The journey towards fully autonomous, agile humanoid movement through narrow passages is ongoing. Future advancements will likely focus on:
- Enhanced Sensory Fusion: Combining data from an even wider array of sensors (e.g., haptic feedback from tactile skins) to create richer, more accurate environmental models.
- More Robust AI and Learning: Deeper integration of AI and machine learning, enabling robots to learn faster, generalize better to novel situations, and recover more gracefully from unexpected disturbances.
- Energy Efficiency: Optimizing gaits and control strategies to reduce power consumption, extending operational time, especially crucial for field applications.
- Human-Robot Collaboration: Developing intuitive interfaces and shared autonomy models that allow humans to guide or assist robots when faced with exceptionally challenging or ambiguous situations.
- Soft Robotics and Compliant Structures: Incorporating more compliant materials and designs that allow robots to physically deform slightly, further enhancing their ability to squeeze through tight gaps without damage.

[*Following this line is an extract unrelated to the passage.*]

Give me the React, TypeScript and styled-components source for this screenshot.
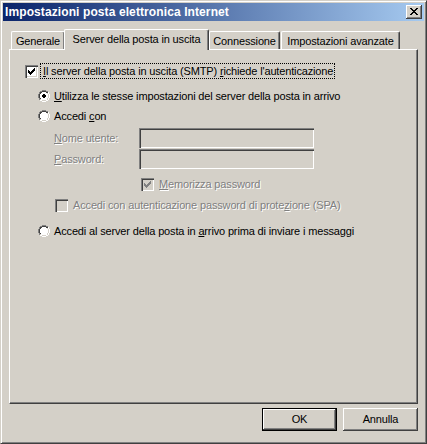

In essence, enabling a humanoid robot to navigate a narrow passage is akin to teaching it a ballet of precision, balance, and adaptability. It demands not just strength and sophisticated hardware, but also an intelligence that can perceive, plan, and execute with human-like grace under pressure. As these challenges are progressively overcome, the dream of robots seamlessly integrated into the fabric of our complex, human-centric world draws ever closer to reality.